Apart from LWBBS in Bombay, other popular BBSs are the Bangalore based Constellation Information Exchange and Delhi's Executive Computer Training Centre Network. Unlike CiX and ECTCnet, LW!BBS offers its subscribers access to information from international electronic systems like Internet, CompuServe, MCI and AT&T

Increasing Usage

Yet, in two years, LWBBS has gathered only 75 paid subscribers and 335 users who may later become subscribers logging in everyday. CiX, which charges on usage basis, has about 332 users built up in four years. But the numbers are on the rise. And users range from students, who log into the BBS for sending and recieving messages and conferencing on subjects ranging from entertainment to computer software, to investors and brokers, who log into download the Bombay Stock Exchange's QE files on daily stock prices.

Says a Bombay stock broker "Earlier I had to pick up the data from the BSE between 5.30 and 6.30pm. Now, I can get the data even at midnight." For Kiran Sagarkar, the director of Reliable Software, which develops software for stockmarket analysis, the BBS has become a major time and cost relief. "Earlier we had to courier the daily stock prices to our customers. Now they can log into the BBS, download our file and plot charts."
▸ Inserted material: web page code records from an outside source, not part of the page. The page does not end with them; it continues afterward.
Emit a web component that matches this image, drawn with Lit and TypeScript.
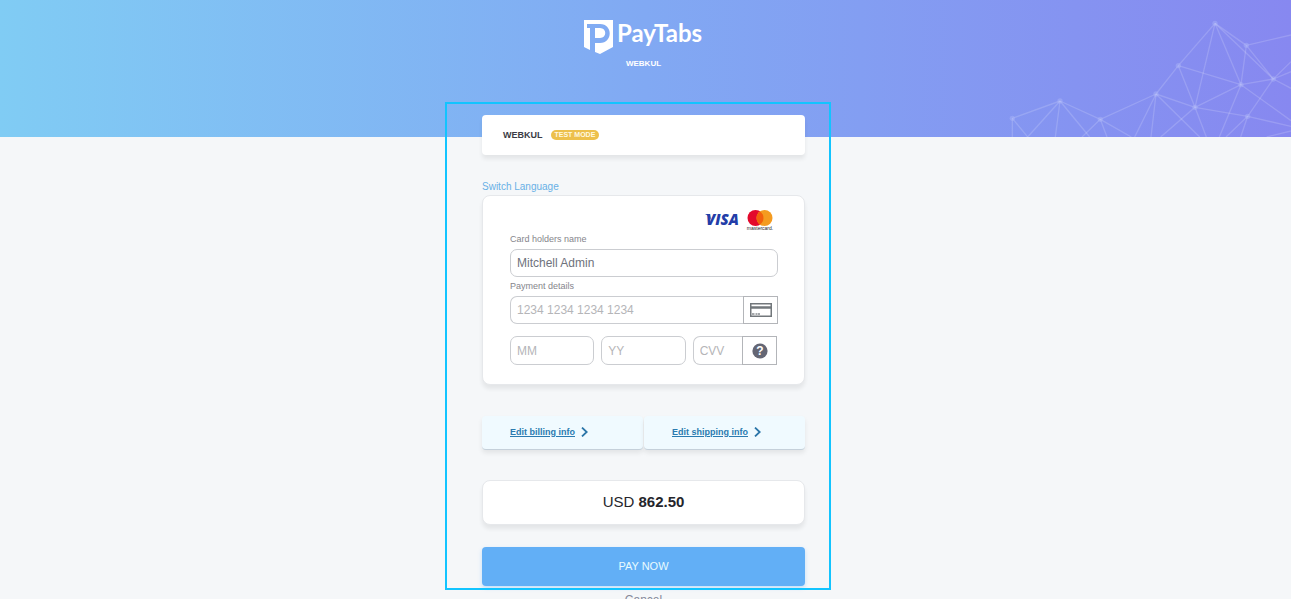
import { LitElement, html, css, svg } from "lit";
import { customElement, property } from "lit/decorators.js";

type Point = [number, number];

const NODES: Point[] = [
  [67, 355], [210, 303], [331, 358], [498, 282], [565, 197], [675, 70],
  [769, 136], [850, 237], [753, 254], [615, 322], [773, 349],
];

const EDGES: [Point, Point][] = [
  [[67, 355], [210, 303]], [[67, 355], [67, 411]], [[67, 355], [113, 411]],
  [[210, 303], [331, 358]], [[210, 303], [113, 411]], [[210, 303], [196, 411]],
  [[210, 303], [299, 411]], [[331, 358], [276, 411]], [[331, 358], [351, 411]],
  [[331, 358], [424, 411]], [[331, 358], [498, 282]], [[498, 282], [434, 411]],
  [[498, 282], [483, 411]], [[498, 282], [629, 411]], [[498, 282], [615, 322]],
  [[498, 282], [565, 197]], [[565, 197], [675, 70]], [[565, 197], [615, 322]],
  [[565, 197], [753, 254]], [[675, 70], [615, 322]], [[675, 70], [753, 254]],
  [[675, 70], [769, 136]], [[675, 70], [850, 237]], [[769, 136], [850, 237]],
  [[769, 136], [753, 254]], [[769, 136], [903, 105]], [[753, 254], [850, 237]],
  [[753, 254], [615, 322]], [[753, 254], [903, 362]], [[753, 254], [688, 411]],
  [[615, 322], [512, 411]], [[615, 322], [773, 349]], [[615, 322], [649, 411]],
  [[850, 237], [903, 185]], [[850, 237], [903, 215]], [[850, 237], [903, 265]],
  [[850, 237], [773, 349]], [[773, 349], [903, 379]], [[773, 349], [708, 411]],
  [[773, 349], [752, 411]], [[830, 411], [903, 393]],
];

@customElement("pay-banner")
export class PayBanner extends LitElement {
  static styles = css`
    :host {
      display: flex;
      justify-content: flex-end;
      height: 137px;
      overflow: hidden;
      background: linear-gradient(90deg, #80ccf4, #81a9f3 50%, #8788f0);
    }
    .mesh {
      width: 301px;
      height: 137px;
      flex: none;
    }
  `;
  render() {
    return html`<svg class="mesh" viewBox="0 0 903 411" aria-hidden="true">
      <g stroke="#fff" stroke-opacity=".16" stroke-width="4">
        ${EDGES.map(([a, b]) => svg`<line x1=${a[0]} y1=${a[1]} x2=${b[0]} y2=${b[1]}></line>`)}
      </g>
      <g fill="#b0b8fa" fill-opacity=".4">
        ${NODES.map(([x, y]) => svg`<circle cx=${x} cy=${y} r="8"></circle>`)}
      </g>
    </svg>`;
  }
}

@customElement("edit-link")
export class EditLink extends LitElement {
  @property() label = "";
  static styles = css`
    :host {
      display: flex;
      align-items: center;
      gap: 6px;
      height: 34px;
      padding: 0 0 2px 28px;
      box-sizing: border-box;
      background: #f0faff;
      border-bottom: 1px solid #c5d0da;
      border-radius: 4px;
      box-shadow: 0 3px 5px rgba(0, 0, 0, 0.08);
    }
    .link {
      font-size: 9px;
      font-weight: 700;
      line-height: 12px;
      color: #2b7bb0;
    }
    .chevron {
      width: 7px;
      height: 10px;
    }
  `;
  render() {
    return html`<a class="link" href="#">${this.label}</a>
      <svg class="chevron" viewBox="0 0 7 10" fill="none" stroke="#2b75a8" stroke-width="1.8" aria-hidden="true">
        <path d="M1 .6 5.700 5 1 9.400"></path>
      </svg>`;
  }
}

@customElement("app-root")
export class AppRoot extends LitElement {
  static styles = css`
    :host {
      display: grid;
      grid-template: auto / minmax(0, 1fr);
      align-items: start;
      height: 100vh;
      overflow-y: auto;
      scrollbar-width: none;
      background: #f5f7f9;
      font-family: "Liberation Sans", Arial, sans-serif;
    }
    * {
      box-sizing: border-box;
    }
    .banner,
    .content {
      grid-area: 1 / 1;
    }
    .content {
      z-index: 1;
      display: flex;
      flex-direction: column;
      align-items: center;
      padding: 19px 20px 19px 16px;
    }
    .logo {
      width: 120px;
      height: 36px;
    }
    .logo-text {
      font-family: Lato, sans-serif;
      font-size: 24px;
      font-weight: 700;
    }
    .merchant {
      margin: 3px 0 46px;
      font-size: 8px;
      line-height: 11px;
      font-weight: 700;
      color: #fff;
    }
    .checkout {
      position: relative;
      width: 100%;
      max-width: 323px;
      display: flex;
      flex-direction: column;
    }
    .focus-frame {
      position: absolute;
      inset: -13px -26px -4px -37px;
      border: 2px solid #12c4ff;
      pointer-events: none;
    }
    .panel {
      background: #fff;
      border: 1px solid #e6e8eb;
      border-radius: 8px;
      box-shadow: 0 4px 4px rgba(0, 0, 0, 0.07);
    }
    .shop {
      display: flex;
      align-items: center;
      gap: 8px;
      height: 40px;
      padding: 0 21px;
      border: 0;
      border-radius: 4px;
      font-size: 9px;
      font-weight: 700;
      color: #3b3b45;
    }
    .badge {
      padding: 0 4px;
      border-radius: 5px;
      background: #edc04c;
      color: #fff9e0;
      font-size: 7px;
      line-height: 10px;
    }
    .language {
      align-self: flex-start;
      margin-top: 26px;
      font-size: 10px;
      line-height: 12px;
      color: #68b0e6;
      text-decoration: none;
    }
    .card {
      margin-top: 2px;
      padding: 12px 26px 19px 27px;
      display: flex;
      flex-direction: column;
    }
    .brands {
      display: flex;
      justify-content: flex-end;
      gap: 7px;
      height: 25px;
      padding-right: 4px;
    }
    .visa {
      width: 34px;
      height: 25px;
    }
    .visa-text {
      font-family: "Open Sans", sans-serif;
      font-size: 15px;
      font-weight: 800;
      font-style: italic;
    }
    .mastercard {
      width: 28px;
      height: 25px;
    }
    .mastercard-text {
      font-family: "Liberation Sans", sans-serif;
      font-size: 5px;
    }
    .label {
      font-size: 9px;
      line-height: 12px;
      color: #85858c;
    }
    .label.first {
      margin-bottom: 4px;
    }
    .label.second {
      margin: 3px 0 4px;
    }
    .field {
      width: 100%;
      min-width: 0;
      height: 28px;
      padding: 0 6px;
      border: 1px solid #cbcdd1;
      border-radius: 7px;
      background: #fff;
      font-family: inherit;
      font-size: 12px;
      color: #6e727c;
      outline: none;
    }
    .field::placeholder {
      color: #b5b5b8;
      opacity: 1;
    }
    .group {
      display: flex;
    }
    .group .field {
      border-right: 0;
      border-radius: 7px 0 0 7px;
    }
    .addon {
      flex: none;
      display: flex;
      align-items: center;
      justify-content: center;
      width: 35px;
      height: 28px;
      padding: 0;
      border: 1px solid #b3b5b9;
      background: #fff;
    }
    .card-icon {
      width: 22px;
      height: 14px;
    }
    .help-icon {
      width: 16px;
      height: 16px;
    }
    .help-text {
      font-family: "Liberation Sans", sans-serif;
      font-size: 12px;
      font-weight: 700;
    }
    .expiry {
      display: grid;
      grid-template-columns: repeat(3, minmax(0, 1fr));
      gap: 7px;
      margin: 12px 1px 0 0;
    }
    .expiry .field,
    .expiry .addon {
      height: 29px;
    }
    .links {
      display: grid;
      grid-template-columns: repeat(2, minmax(0, 1fr));
      gap: 1px;
      margin-top: 31px;
    }
    .amount {
      margin: 30px 0 22px;
      padding: 11px 12px 13px;
      font-size: 15px;
      line-height: 19px;
      text-align: center;
      color: #25252b;
    }
    .pay {
      height: 39px;
      padding: 0 0 2px;
      border: 0;
      border-radius: 4px;
      background: #62aff6;
      box-shadow: 0 2px 4px rgba(98, 175, 246, 0.35);
      font-family: inherit;
      font-size: 11px;
      color: #e8fbff;
    }
    .cancel {
      margin-top: 7px;
      font-size: 12px;
      line-height: 14px;
      color: #85899a;
      text-decoration: none;
    }
  `;

  render() {
    return html`
      <pay-banner class="banner"></pay-banner>
      <main class="content">
        <svg class="logo" viewBox="0 0 120 36" role="img" aria-label="PayTabs">
          <path fill="#fff" fill-rule="evenodd" d="M0 1H29V28L16 35 11 33V24H16C29 24 29 5 16 5H3V9H6V31L0 28ZM11 9H16C23 9 23 19 16 19H11Z"></path>
          <text class="logo-text" x="33" y="23" fill="#fff">PayTabs</text>
        </svg>
        <div class="merchant">WEBKUL</div>
        <form class="checkout" @submit=${(e: Event) => e.preventDefault()}>
          <div class="panel shop">WEBKUL <span class="badge">TEST MODE</span></div>
          <a class="language" href="#">Switch Language</a>
          <section class="panel card">
            <div class="brands">
              <svg class="visa" viewBox="0 0 34 25" role="img" aria-label="Visa">
                <path fill="#233da8" d="M0 6H5L6 12Q4 7.500 0 6Z"></path>
                <text class="visa-text" x="1" y="17" fill="#233da8">VISA</text>
              </svg>
              <svg class="mastercard" viewBox="0 0 28 25" role="img" aria-label="Mastercard">
                <circle cx="9.500" cy="10" r="8" fill="#e3092c"></circle>
                <circle cx="18.500" cy="10" r="8" fill="#f49b20"></circle>
                <path d="M14 3.400A8 8 0 0 1 14 16.600 8 8 0 0 1 14 3.400Z" fill="#f2600d"></path>
                <text class="mastercard-text" x="14" y="22" text-anchor="middle" fill="#26262b">mastercard.</text>
              </svg>
            </div>
            <label class="label first" for="holder">Card holders name</label>
            <input class="field" id="holder" .value=${"Mitchell Admin"} />
            <label class="label second" for="number">Payment details</label>
            <div class="group">
              <input class="field" id="number" placeholder="1234 1234 1234 1234" />
              <span class="addon">
                <svg class="card-icon" viewBox="0 0 22 14" aria-hidden="true">
                  <rect x=".75" y=".75" width="20.500" height="12.500" fill="#fff" stroke="#72777b" stroke-width="1.500"></rect>
                  <path d="M1 4.500H21" stroke="#72777b" stroke-width="2.500"></path>
                  <path d="M2 11H4.500M5.500 11H7M7.500 11H10" stroke="#888c90" stroke-width="1.500"></path>
                </svg>
              </span>
            </div>
            <div class="expiry">
              <input class="field" placeholder="MM" aria-label="Expiry month" />
              <input class="field" placeholder="YY" aria-label="Expiry year" />
              <div class="group">
                <input class="field" placeholder="CVV" aria-label="CVV" />
                <button class="addon" type="button" aria-label="About the CVV">
                  <svg class="help-icon" viewBox="0 0 16 16" aria-hidden="true">
                    <circle cx="8" cy="8" r="7.600" fill="#646674"></circle>
                    <text class="help-text" x="8" y="12" text-anchor="middle" fill="#fff">?</text>
                  </svg>
                </button>
              </div>
            </div>
          </section>
          <nav class="links">
            <edit-link label="Edit billing info"></edit-link>
            <edit-link label="Edit shipping info"></edit-link>
          </nav>
          <div class="panel amount">USD <strong>862.50</strong></div>
          <button class="pay" type="submit">PAY NOW</button>
          <div class="focus-frame"></div>
        </form>
        <a class="cancel" href="#">Cancel</a>
      </main>
    `;
  }
}
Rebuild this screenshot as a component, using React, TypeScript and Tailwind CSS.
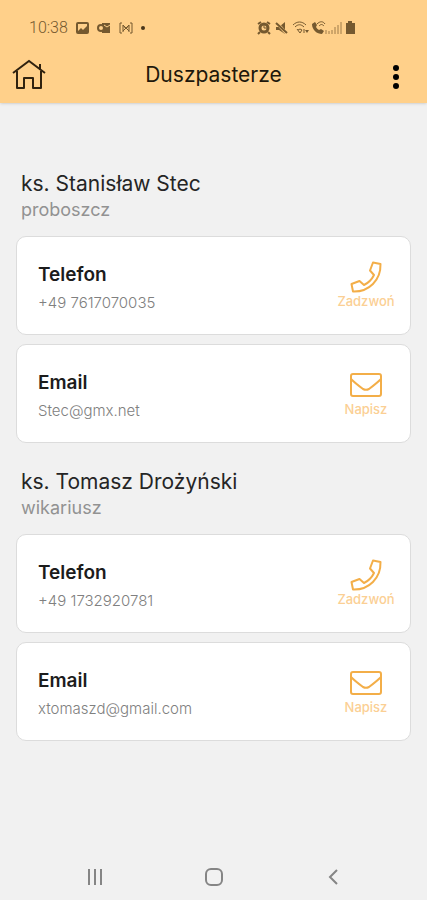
type ContactKind = "phone" | "email";

type Contact = {
  kind: ContactKind;
  label: string;
  value: string;
};

type Priest = {
  name: string;
  role: string;
  contacts: Contact[];
};

const PRIESTS: Priest[] = [
  {
    name: "ks. Stanisław Stec",
    role: "proboszcz",
    contacts: [
      { kind: "phone", label: "Telefon", value: "+49 7617070035" },
      { kind: "email", label: "Email", value: "Stec@gmx.net" },
    ],
  },
  {
    name: "ks. Tomasz Drożyński",
    role: "wikariusz",
    contacts: [
      { kind: "phone", label: "Telefon", value: "+49 1732920781" },
      { kind: "email", label: "Email", value: "xtomaszd@gmail.com" },
    ],
  },
];

function contactHref(contact: Contact) {
  return contact.kind === "phone" ? `tel:${contact.value.replace(/\s/g, "")}` : `mailto:${contact.value}`;
}

function PhoneIcon() {
  return (
    <svg viewBox="0 0 32 32" className="size-8" fill="none" stroke="currentColor" strokeWidth="2" strokeLinejoin="round" aria-hidden="true">
      <path d="M30.500 3 23 1.500 20 9.500l4 4.500c-2.200 4.500-5.500 7.800-10 10l-4.500-4-8 3L3 30.500C19 31 31 19 30.500 3z" />
    </svg>
  );
}

function EnvelopeIcon() {
  return (
    <svg viewBox="0 0 32 24" className="h-6 w-8" fill="none" stroke="currentColor" strokeWidth="2" strokeLinejoin="round" aria-hidden="true">
      <rect x="1" y="1" width="30" height="22" rx="2" />
      <path d="M1 6c4 4 8 7 12 10 2 1 4 1 6 0 4-3 8-6 12-10" />
    </svg>
  );
}

function StatusBar() {
  return (
    <div className="flex h-7 items-center justify-between pr-18 pl-7 text-[#75592f]">
      <div className="flex items-center gap-2">
        <time className="pl-px font-['Roboto',sans-serif] text-base leading-5 font-light">10:38</time>
        <svg width="13" height="12" viewBox="0 0 13 12" fill="none" stroke="currentColor" strokeWidth="2" aria-hidden="true">
          <rect x="1" y="1" width="11" height="10" rx="1" />
          <path d="m2 9 3-3 2 2 4-4v6H2z" fill="currentColor" stroke="none" />
        </svg>
        <svg width="14" height="12" viewBox="0 0 14 12" fill="none" stroke="currentColor" strokeWidth="2" aria-hidden="true">
          <path d="M5 1h8v10H5z" fill="currentColor" stroke="none" />
          <circle cx="4" cy="6" r="3" fill="#ffd08a" />
          <path d="m7 3 3 2 3-2" stroke="#ffd08a" strokeWidth="1" />
        </svg>
        <svg width="14" height="12" viewBox="0 0 14 12" fill="none" stroke="currentColor" aria-hidden="true">
          <path d="M3 1H1v10h2M11 1h2v10h-2M4 10V3l3 4 3-4v7" />
          <path d="m4 3 6 6M10 3 4 9" />
        </svg>
        <span className="size-1 rounded-full bg-[#49351a]" />
      </div>
      <svg width="98" height="14" viewBox="0 0 98 14" fill="none" stroke="currentColor" aria-hidden="true">
        {/* alarm */}
        <circle cx="7" cy="7" r="4" strokeWidth="3" />
        <path d="M7 4v3h3" />
        <path d="m1 3 3-2M10 1l3 2M3 11l-2 2M11 11l2 2" strokeWidth="2" />
        {/* muted speaker */}
        <path d="M19 6h3l6-5v12l-6-4h-3z" fill="currentColor" stroke="none" />
        <path d="m19 1 11 12" stroke="#ffd08a" strokeWidth="3" />
        <path d="m19 2 11 10" strokeWidth="2" />
        {/* wifi */}
        <path d="M36 4c4-4 9-4 13 0M38 6c3-3 6-3 9 0M41 9q2-2 4 0" />
        <path d="m40 8 3 4 2-3M47 12V8" />
        <path d="M48 9h4l-2 3z" fill="currentColor" stroke="none" />
        {/* wifi call */}
        <path d="M55 3c0 6 5 10 10 10l2-3-3-2-2 1q-2-1-3-3l1-2-2-3z" fill="currentColor" stroke="none" />
        <path d="M60 3c3-3 6-3 8 0M62 5c2-2 3-2 5 0" />
        {/* signal */}
        <path d="M69 13V9M72 13v-3M75 13V9M78 13V6M81 13V4M84 13V1" opacity="0.7" />
        <path d="M91 2V0h4v2h3v11H89V2z" fill="currentColor" stroke="none" />
      </svg>
    </div>
  );
}

function Header() {
  return (
    <header className="bg-[#ffd08a] pt-[14px] shadow-sm">
      <StatusBar />
      <div className="grid h-[61px] grid-cols-[1fr_auto_1fr] items-center px-3 pt-1">
        <a href="#home" aria-label="Strona główna" className="justify-self-start text-[#30220f]">
          <svg width="34" height="32" viewBox="0 0 34 32" fill="none" stroke="currentColor" strokeWidth="2" aria-hidden="true">
            <path d="M1 14 17 2l16 12" />
            <path d="M5 12v17h7V19h9v10h8V12" strokeLinejoin="round" />
            <path d="M28 5v6" />
          </svg>
        </a>
        <h1 className="text-[21px] leading-7 text-[#20170b]">Duszpasterze</h1>
        <button type="button" aria-label="Menu" className="mr-4 flex flex-col gap-[3px] justify-self-end pt-1">
          <span className="size-[6px] rounded-full bg-black" />
          <span className="size-[6px] rounded-full bg-black" />
          <span className="size-[6px] rounded-full bg-black" />
        </button>
      </div>
    </header>
  );
}

function ContactCard({ contact }: { contact: Contact }) {
  const isPhone = contact.kind === "phone";

  return (
    <li className="flex h-[99px] items-start justify-between rounded-[10px] border border-[#dcdcdc] bg-white pt-6 pr-[14px] pl-[21px]">
      <div>
        <h3 className="text-[19px] leading-7 font-semibold text-[#1c1c1c]">{contact.label}</h3>
        <p className="text-[15px] leading-7 font-light text-[#808080]">{contact.value}</p>
      </div>
      <a href={contactHref(contact)} className="flex w-[60px] flex-col items-center text-[#f3ae48]">
        <span className="flex h-8 items-center">{isPhone ? <PhoneIcon /> : <EnvelopeIcon />}</span>
        <span className="text-[13px] leading-4 font-medium text-[#fbcf94]">{isPhone ? "Zadzwoń" : "Napisz"}</span>
      </a>
    </li>
  );
}

function PriestSection({ priest }: { priest: Priest }) {
  return (
    <section>
      <div className="pl-[5px]">
        <h2 className="text-[21px] leading-7 text-[#252525]">{priest.name}</h2>
        <p className="text-[18px] leading-6 text-[#929292]">{priest.role}</p>
      </div>
      <ul className="mt-[14px] flex flex-col gap-[9px]">
        {priest.contacts.map((contact) => (
          <ContactCard key={contact.kind} contact={contact} />
        ))}
      </ul>
    </section>
  );
}

function SystemNav() {
  return (
    <nav aria-label="System" className="grid grid-cols-3 justify-items-center px-[35px] pb-[14px] text-[#858585]">
      <button type="button" aria-label="Ostatnie">
        <svg width="18" height="18" viewBox="0 0 18 18" stroke="currentColor" strokeWidth="2" aria-hidden="true">
          <path d="M3 1v16M9 1v16M15 1v16" />
        </svg>
      </button>
      <button type="button" aria-label="Ekran główny">
        <svg width="18" height="18" viewBox="0 0 18 18" fill="none" stroke="currentColor" strokeWidth="2" aria-hidden="true">
          <rect x="1" y="1" width="16" height="16" rx="5" />
        </svg>
      </button>
      <button type="button" aria-label="Wstecz">
        <svg width="18" height="18" viewBox="0 0 18 18" fill="none" stroke="currentColor" strokeWidth="2" aria-hidden="true">
          <path d="m13 2-7 7 7 7" />
        </svg>
      </button>
    </nav>
  );
}

export default function App() {
  return (
    <div className="flex min-h-screen flex-col bg-[#f1f1f1] font-['Inter','Open_Sans',sans-serif]">
      <Header />
      <main className="flex flex-1 flex-col gap-[25px] px-4 pt-[67px] pb-6">
        {PRIESTS.map((priest) => (
          <PriestSection key={priest.name} priest={priest} />
        ))}
      </main>
      <SystemNav />
    </div>
  );
}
For techbuffs like 19-year-old Varun Arora of St.Xavier's college, managing director Madhupati Singhania of Raymond's Synthetics, diamond merchant Sudhir Shah, and film maker Mansoor Khan of Jo Jita Wohi Sikandar fame, logging into the BBS has become a way of life. While they do not know who the other people are, freely sharing what they know is the bond that links them. It is this breed that led to the explosion of electronic networks in the US. Will the same happen here? Yes, if Nanda and his ilk have their way.